Pictures do not belong in the copy. Return all of the entries exactly.

(Available data)
——

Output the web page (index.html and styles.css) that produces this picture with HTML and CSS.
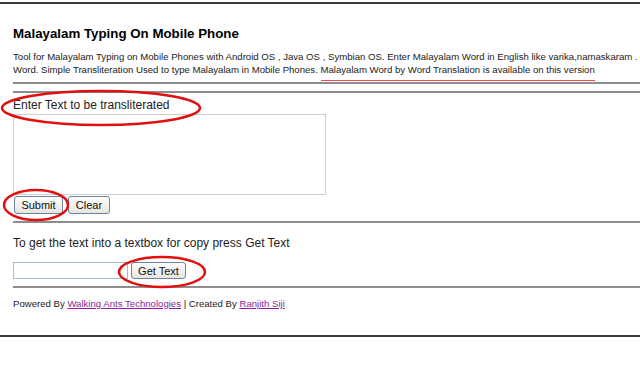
FILE: index.html
```html
<!DOCTYPE html>
<html lang="en">
<head>
    <meta charset="UTF-8">
    <title>Malayalam Typing On Mobile Phone</title>
    <link rel="stylesheet" href="styles.css">
</head>
<body>
    <div class="frame">
        <h1>Malayalam Typing On Mobile Phone</h1>
        <p class="desc">
            Tool for Malayalam Typing on Mobile Phones with Android OS , Java OS , Symbian OS. Enter Malayalam Word in English like varika,namaskaram . Press space after each<br>
            Word. Simple Transliteration Used to type Malayalam in Mobile Phones. <span class="marked">Malayalam Word by Word Translation is available on this version</span>
        </p>
        <div class="rule first"></div>
        <div class="rule"></div>

        <form class="box" onsubmit="return false">
            <label for="src">Enter Text to be transliterated</label>
            <textarea id="src"></textarea>
            <div class="buttons">
                <button type="submit" class="submit">Submit</button>
                <button type="reset" class="clear">Clear</button>
            </div>
        </form>
        <div class="rule"></div>

        <div class="box copy">
            <p class="hint">To get the text into a textbox for copy press Get Text</p>
            <div class="buttons">
                <input type="text" class="out">
                <button type="button" class="get">Get Text</button>
            </div>
        </div>
        <div class="rule"></div>

        <p class="footer">Powered By <a href="#">Walking Ants Technologies</a> | Created By <a href="#">Ranjith Siji</a></p>
    </div>

    <!-- red hand-drawn marks over the screenshot -->
    <svg class="marks" width="640" height="374" viewBox="0 0 640 374">
        <ellipse cx="101" cy="108" rx="99" ry="17" />
        <ellipse cx="36" cy="205" rx="32" ry="15" />
        <ellipse cx="162" cy="272" rx="43" ry="15" />
    </svg>
</body>
</html>
```

FILE: styles.css
```css
body {
    margin: 0;
    font-family: 'Liberation Sans', Arial, sans-serif;
    color: #111;
    background: #fff;
    overflow: hidden;
    width: 640px;
    height: 374px;
    position: relative;
}
.frame {
    margin-top: 2px;
    width: 1100px;
    padding: 0 0 25px 13px;
    border-top: 2px solid #3a3a3a;
    border-bottom: 2px solid #3a3a3a;
}
h1 {
    font-size: 13.3px;
    line-height: 16px;
    margin: 22px 0 0;
    color: #000;
}
.desc {
    font-size: 9.6px;
    line-height: 13px;
    margin: 8px 0 0;
    color: #222;
}
.marked {
    border-bottom: 1px solid #ee4a4a;
    padding-bottom: 5px;
}
.rule {
    height: 2px;
    background: #8e8e8e;
    width: 1000px;
}
.rule.first { margin: 6px 0 7px; }
.box { margin: 4px 0 7px; }
label, .hint {
    display: block;
    font-size: 12px;
    line-height: 16px;
    color: #222;
}
textarea {
    display: block;
    box-sizing: border-box;
    width: 313px;
    height: 81px;
    margin: 1px 0 1px;
    border: 1px solid #cfcfcf;
    resize: none;
}
.buttons {
    display: flex;
    align-items: center;
    gap: 5px;
    padding-left: 1px;
}
button {
    box-sizing: border-box;
    height: 18px;
    padding: 0;
    font-family: 'Liberation Sans', Arial, sans-serif;
    font-size: 11px;
    color: #111;
    background: linear-gradient(#fdfdfd, #e6e6e0);
    border: 1px solid #6d83a0;
    border-radius: 3px;
}
.submit { width: 49px; }
.clear { width: 42px; }
.box.copy { margin-top: 0; }
.hint { margin: 12px 0 11px; }
.copy .buttons { padding-left: 0; gap: 3px; }
.out {
    box-sizing: border-box;
    width: 115px;
    height: 17px;
    margin: 0;
    border: 1px solid #a9bdd2;
}
.get { width: 55px; height: 17px; }
.footer {
    font-size: 9.6px;
    line-height: 13px;
    margin: 9px 0 0;
    color: #222;
}
.footer a { color: #8b1e9b; }
.marks {
    position: absolute;
    left: 0;
    top: 0;
    pointer-events: none;
}
.marks ellipse {
    fill: none;
    stroke: #e01010;
    stroke-width: 2.5;
}
```
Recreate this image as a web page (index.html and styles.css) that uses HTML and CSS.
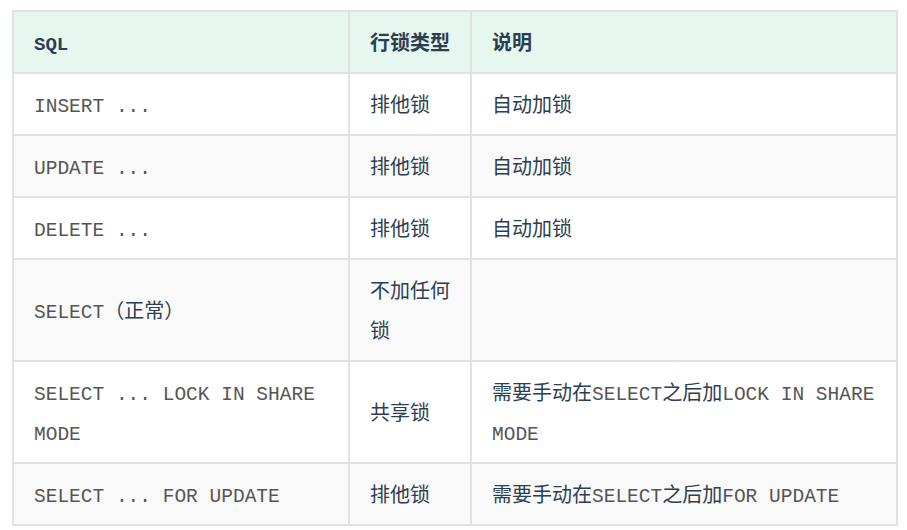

——

(Exercise solution)
Output the web page (index.html and styles.css) that produces this picture with HTML and CSS.
FILE: index.html
```html
<!DOCTYPE html>
<html lang="en">
<head>
    <meta charset="UTF-8">
    <title>Malayalam Typing On Mobile Phone</title>
    <link rel="stylesheet" href="styles.css">
</head>
<body>
    <div class="frame">
        <h1>Malayalam Typing On Mobile Phone</h1>
        <p class="desc">
            Tool for Malayalam Typing on Mobile Phones with Android OS , Java OS , Symbian OS. Enter Malayalam Word in English like varika,namaskaram . Press space after each<br>
            Word. Simple Transliteration Used to type Malayalam in Mobile Phones. <span class="marked">Malayalam Word by Word Translation is available on this version</span>
        </p>
        <div class="rule first"></div>
        <div class="rule"></div>

        <form class="box" onsubmit="return false">
            <label for="src">Enter Text to be transliterated</label>
            <textarea id="src"></textarea>
            <div class="buttons">
                <button type="submit" class="submit">Submit</button>
                <button type="reset" class="clear">Clear</button>
            </div>
        </form>
        <div class="rule"></div>

        <div class="box copy">
            <p class="hint">To get the text into a textbox for copy press Get Text</p>
            <div class="buttons">
                <input type="text" class="out">
                <button type="button" class="get">Get Text</button>
            </div>
        </div>
        <div class="rule"></div>

        <p class="footer">Powered By <a href="#">Walking Ants Technologies</a> | Created By <a href="#">Ranjith Siji</a></p>
    </div>

    <!-- red hand-drawn marks over the screenshot -->
    <svg class="marks" width="640" height="374" viewBox="0 0 640 374">
        <ellipse cx="101" cy="108" rx="99" ry="17" />
        <ellipse cx="36" cy="205" rx="32" ry="15" />
        <ellipse cx="162" cy="272" rx="43" ry="15" />
    </svg>
</body>
</html>
```

FILE: styles.css
```css
body {
    margin: 0;
    font-family: 'Liberation Sans', Arial, sans-serif;
    color: #111;
    background: #fff;
    overflow: hidden;
    width: 640px;
    height: 374px;
    position: relative;
}
.frame {
    margin-top: 2px;
    width: 1100px;
    padding: 0 0 25px 13px;
    border-top: 2px solid #3a3a3a;
    border-bottom: 2px solid #3a3a3a;
}
h1 {
    font-size: 13.3px;
    line-height: 16px;
    margin: 22px 0 0;
    color: #000;
}
.desc {
    font-size: 9.6px;
    line-height: 13px;
    margin: 8px 0 0;
    color: #222;
}
.marked {
    border-bottom: 1px solid #ee4a4a;
    padding-bottom: 5px;
}
.rule {
    height: 2px;
    background: #8e8e8e;
    width: 1000px;
}
.rule.first { margin: 6px 0 7px; }
.box { margin: 4px 0 7px; }
label, .hint {
    display: block;
    font-size: 12px;
    line-height: 16px;
    color: #222;
}
textarea {
    display: block;
    box-sizing: border-box;
    width: 313px;
    height: 81px;
    margin: 1px 0 1px;
    border: 1px solid #cfcfcf;
    resize: none;
}
.buttons {
    display: flex;
    align-items: center;
    gap: 5px;
    padding-left: 1px;
}
button {
    box-sizing: border-box;
    height: 18px;
    padding: 0;
    font-family: 'Liberation Sans', Arial, sans-serif;
    font-size: 11px;
    color: #111;
    background: linear-gradient(#fdfdfd, #e6e6e0);
    border: 1px solid #6d83a0;
    border-radius: 3px;
}
.submit { width: 49px; }
.clear { width: 42px; }
.box.copy { margin-top: 0; }
.hint { margin: 12px 0 11px; }
.copy .buttons { padding-left: 0; gap: 3px; }
.out {
    box-sizing: border-box;
    width: 115px;
    height: 17px;
    margin: 0;
    border: 1px solid #a9bdd2;
}
.get { width: 55px; height: 17px; }
.footer {
    font-size: 9.6px;
    line-height: 13px;
    margin: 9px 0 0;
    color: #222;
}
.footer a { color: #8b1e9b; }
.marks {
    position: absolute;
    left: 0;
    top: 0;
    pointer-events: none;
}
.marks ellipse {
    fill: none;
    stroke: #e01010;
    stroke-width: 2.5;
}
```
Recreate this image as a web page (index.html and styles.css) that uses HTML and CSS.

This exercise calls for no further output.